▶ [Exercise requirements] Do not include the pictures; repeat the rest of the data exactly.

[begin Stored data]

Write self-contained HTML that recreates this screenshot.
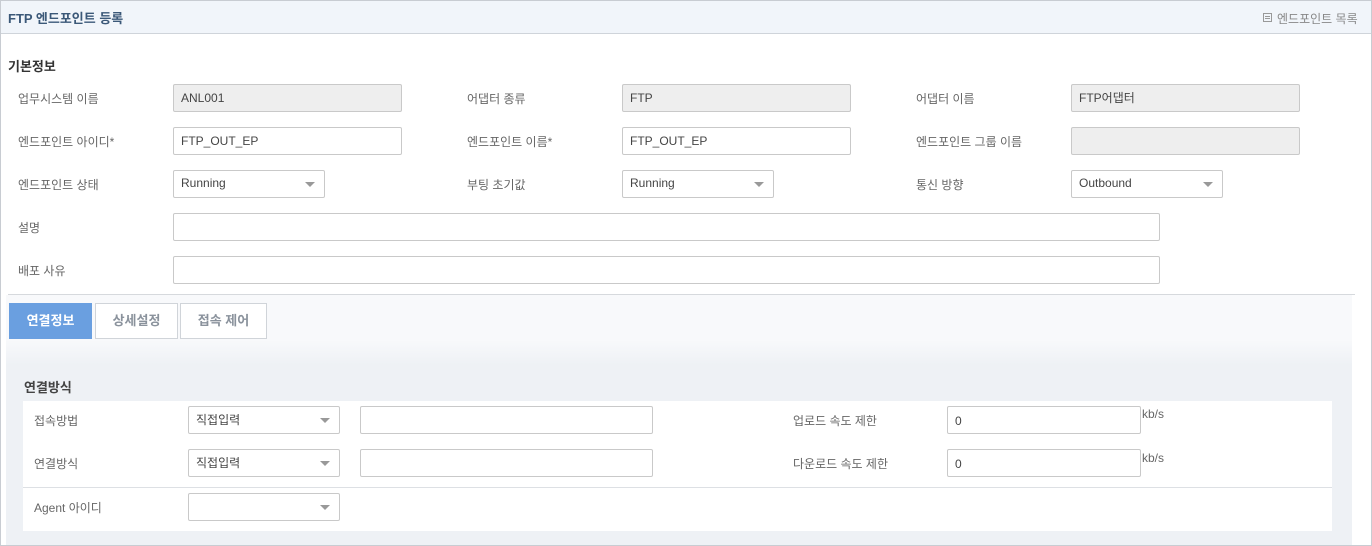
<!DOCTYPE html>
<html><head><meta charset="utf-8"><style>
*{box-sizing:border-box;margin:0;padding:0}
body{width:1372px;height:546px;background:#fff;font-family:"Liberation Sans","Noto Sans CJK KR",sans-serif;font-size:12px;color:#555;position:relative;overflow:hidden}
.a{position:absolute}
.frame{left:0;top:0;width:1372px;height:546px;border:1px solid #c8ccd2}
.hdr{left:1px;top:1px;width:1370px;height:33px;background:#f1f5fa;border-bottom:1px solid #cfd4da}
.lbl{font-size:12px;color:#666;margin-top:-1px}
.in{height:28px;border:1px solid #c9c9c9;border-radius:2px;background:#fff;padding-left:7px;line-height:26px;font-size:12px;color:#444}
.ro{background:#eee}
.sel::after{content:"";position:absolute;right:9px;top:11px;border-left:5px solid transparent;border-right:5px solid transparent;border-top:5px solid #999}
.tab{top:303px;height:36px;border:1px solid #d0d4d9;background:#fff;color:#8a929c;font-weight:bold;font-size:13px;text-align:center;line-height:34px}
</style></head><body>
<div class="a frame"></div>
<div class="a hdr"></div>
<div class="a" style="left:8px;top:8px;font-weight:bold;font-size:13px;color:#3b5878">FTP 엔드포인트 등록</div>
<div class="a" style="left:1263px;top:13px;width:9px;height:9px;border:1px solid #999"></div>
<div class="a" style="left:1265px;top:16px;width:5px;height:1px;background:#999"></div>
<div class="a" style="left:1265px;top:18px;width:5px;height:1px;background:#999"></div>
<div class="a lbl" style="left:1277px;top:11px;color:#888">엔드포인트 목록</div>
<div class="a" style="left:8px;top:56px;font-weight:bold;font-size:13px;color:#333">기본정보</div>

<div class="a lbl" style="left:18px;top:91px">업무시스템 이름</div>
<div class="a in ro" style="left:173px;top:84px;width:229px">ANL001</div>
<div class="a lbl" style="left:467px;top:91px">어댑터 종류</div>
<div class="a in ro" style="left:622px;top:84px;width:229px">FTP</div>
<div class="a lbl" style="left:916px;top:91px">어댑터 이름</div>
<div class="a in ro" style="left:1071px;top:84px;width:229px">FTP어댑터</div>

<div class="a lbl" style="left:18px;top:134px">엔드포인트 아이디*</div>
<div class="a in" style="left:173px;top:127px;width:229px">FTP_OUT_EP</div>
<div class="a lbl" style="left:467px;top:134px">엔드포인트 이름*</div>
<div class="a in" style="left:622px;top:127px;width:229px">FTP_OUT_EP</div>
<div class="a lbl" style="left:916px;top:134px">엔드포인트 그룹 이름</div>
<div class="a in ro" style="left:1071px;top:127px;width:229px"></div>

<div class="a lbl" style="left:18px;top:177px">엔드포인트 상태</div>
<div class="a in sel" style="left:173px;top:170px;width:152px;line-height:24px">Running</div>
<div class="a lbl" style="left:467px;top:177px">부팅 초기값</div>
<div class="a in sel" style="left:622px;top:170px;width:152px;line-height:24px">Running</div>
<div class="a lbl" style="left:916px;top:177px">통신 방향</div>
<div class="a in sel" style="left:1071px;top:170px;width:152px;line-height:24px">Outbound</div>

<div class="a lbl" style="left:18px;top:220px">설명</div>
<div class="a in" style="left:173px;top:213px;width:987px"></div>
<div class="a lbl" style="left:18px;top:263px">배포 사유</div>
<div class="a in" style="left:173px;top:256px;width:987px"></div>

<div class="a" style="left:8px;top:294px;width:1347px;height:1px;background:#d6d9dd"></div>
<div class="a" style="left:6px;top:295px;width:1346px;height:250px;background:linear-gradient(#f8f9fb 0,#f8f9fb 45px,#eef1f5 70px,#eef1f5 100%)"></div>
<div class="a tab" style="left:9px;width:83px;background:#6a9fe0;border-color:#6a9fe0;color:#fff">연결정보</div>
<div class="a tab" style="left:95px;width:83px">상세설정</div>
<div class="a tab" style="left:180px;width:87px">접속 제어</div>

<div class="a" style="left:24px;top:377px;font-weight:bold;font-size:13px;color:#444">연결방식</div>
<div class="a" style="left:23px;top:401px;width:1309px;height:130px;background:#fff"></div>
<div class="a" style="left:23px;top:487px;width:1309px;height:1px;background:#dde0e4"></div>

<div class="a lbl" style="left:34px;top:413px">접속방법</div>
<div class="a in sel" style="left:188px;top:406px;width:152px">직접입력</div>
<div class="a in" style="left:360px;top:406px;width:293px"></div>
<div class="a lbl" style="left:793px;top:413px">업로드 속도 제한</div>
<div class="a in" style="left:947px;top:406px;width:194px;line-height:28px">0</div>
<div class="a lbl" style="left:1142px;top:408px">kb/s</div>

<div class="a lbl" style="left:34px;top:456px">연결방식</div>
<div class="a in sel" style="left:188px;top:449px;width:152px">직접입력</div>
<div class="a in" style="left:360px;top:449px;width:293px"></div>
<div class="a lbl" style="left:793px;top:456px">다운로드 속도 제한</div>
<div class="a in" style="left:947px;top:449px;width:194px;line-height:28px">0</div>
<div class="a lbl" style="left:1142px;top:452px">kb/s</div>

<div class="a lbl" style="left:34px;top:500px">Agent 아이디</div>
<div class="a in sel" style="left:188px;top:493px;width:152px"></div>
</body></html>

[end Stored data]

▶ [Response below]
Write self-contained HTML that recreates this screenshot.
<!DOCTYPE html>
<html><head><meta charset="utf-8"><style>
*{box-sizing:border-box;margin:0;padding:0}
body{width:1372px;height:546px;background:#fff;font-family:"Liberation Sans","Noto Sans CJK KR",sans-serif;font-size:12px;color:#555;position:relative;overflow:hidden}
.a{position:absolute}
.frame{left:0;top:0;width:1372px;height:546px;border:1px solid #c8ccd2}
.hdr{left:1px;top:1px;width:1370px;height:33px;background:#f1f5fa;border-bottom:1px solid #cfd4da}
.lbl{font-size:12px;color:#666;margin-top:-1px}
.in{height:28px;border:1px solid #c9c9c9;border-radius:2px;background:#fff;padding-left:7px;line-height:26px;font-size:12px;color:#444}
.ro{background:#eee}
.sel::after{content:"";position:absolute;right:9px;top:11px;border-left:5px solid transparent;border-right:5px solid transparent;border-top:5px solid #999}
.tab{top:303px;height:36px;border:1px solid #d0d4d9;background:#fff;color:#8a929c;font-weight:bold;font-size:13px;text-align:center;line-height:34px}
</style></head><body>
<div class="a frame"></div>
<div class="a hdr"></div>
<div class="a" style="left:8px;top:8px;font-weight:bold;font-size:13px;color:#3b5878">FTP 엔드포인트 등록</div>
<div class="a" style="left:1263px;top:13px;width:9px;height:9px;border:1px solid #999"></div>
<div class="a" style="left:1265px;top:16px;width:5px;height:1px;background:#999"></div>
<div class="a" style="left:1265px;top:18px;width:5px;height:1px;background:#999"></div>
<div class="a lbl" style="left:1277px;top:11px;color:#888">엔드포인트 목록</div>
<div class="a" style="left:8px;top:56px;font-weight:bold;font-size:13px;color:#333">기본정보</div>

<div class="a lbl" style="left:18px;top:91px">업무시스템 이름</div>
<div class="a in ro" style="left:173px;top:84px;width:229px">ANL001</div>
<div class="a lbl" style="left:467px;top:91px">어댑터 종류</div>
<div class="a in ro" style="left:622px;top:84px;width:229px">FTP</div>
<div class="a lbl" style="left:916px;top:91px">어댑터 이름</div>
<div class="a in ro" style="left:1071px;top:84px;width:229px">FTP어댑터</div>

<div class="a lbl" style="left:18px;top:134px">엔드포인트 아이디*</div>
<div class="a in" style="left:173px;top:127px;width:229px">FTP_OUT_EP</div>
<div class="a lbl" style="left:467px;top:134px">엔드포인트 이름*</div>
<div class="a in" style="left:622px;top:127px;width:229px">FTP_OUT_EP</div>
<div class="a lbl" style="left:916px;top:134px">엔드포인트 그룹 이름</div>
<div class="a in ro" style="left:1071px;top:127px;width:229px"></div>

<div class="a lbl" style="left:18px;top:177px">엔드포인트 상태</div>
<div class="a in sel" style="left:173px;top:170px;width:152px;line-height:24px">Running</div>
<div class="a lbl" style="left:467px;top:177px">부팅 초기값</div>
<div class="a in sel" style="left:622px;top:170px;width:152px;line-height:24px">Running</div>
<div class="a lbl" style="left:916px;top:177px">통신 방향</div>
<div class="a in sel" style="left:1071px;top:170px;width:152px;line-height:24px">Outbound</div>

<div class="a lbl" style="left:18px;top:220px">설명</div>
<div class="a in" style="left:173px;top:213px;width:987px"></div>
<div class="a lbl" style="left:18px;top:263px">배포 사유</div>
<div class="a in" style="left:173px;top:256px;width:987px"></div>

<div class="a" style="left:8px;top:294px;width:1347px;height:1px;background:#d6d9dd"></div>
<div class="a" style="left:6px;top:295px;width:1346px;height:250px;background:linear-gradient(#f8f9fb 0,#f8f9fb 45px,#eef1f5 70px,#eef1f5 100%)"></div>
<div class="a tab" style="left:9px;width:83px;background:#6a9fe0;border-color:#6a9fe0;color:#fff">연결정보</div>
<div class="a tab" style="left:95px;width:83px">상세설정</div>
<div class="a tab" style="left:180px;width:87px">접속 제어</div>

<div class="a" style="left:24px;top:377px;font-weight:bold;font-size:13px;color:#444">연결방식</div>
<div class="a" style="left:23px;top:401px;width:1309px;height:130px;background:#fff"></div>
<div class="a" style="left:23px;top:487px;width:1309px;height:1px;background:#dde0e4"></div>

<div class="a lbl" style="left:34px;top:413px">접속방법</div>
<div class="a in sel" style="left:188px;top:406px;width:152px">직접입력</div>
<div class="a in" style="left:360px;top:406px;width:293px"></div>
<div class="a lbl" style="left:793px;top:413px">업로드 속도 제한</div>
<div class="a in" style="left:947px;top:406px;width:194px;line-height:28px">0</div>
<div class="a lbl" style="left:1142px;top:408px">kb/s</div>

<div class="a lbl" style="left:34px;top:456px">연결방식</div>
<div class="a in sel" style="left:188px;top:449px;width:152px">직접입력</div>
<div class="a in" style="left:360px;top:449px;width:293px"></div>
<div class="a lbl" style="left:793px;top:456px">다운로드 속도 제한</div>
<div class="a in" style="left:947px;top:449px;width:194px;line-height:28px">0</div>
<div class="a lbl" style="left:1142px;top:452px">kb/s</div>

<div class="a lbl" style="left:34px;top:500px">Agent 아이디</div>
<div class="a in sel" style="left:188px;top:493px;width:152px"></div>
</body></html>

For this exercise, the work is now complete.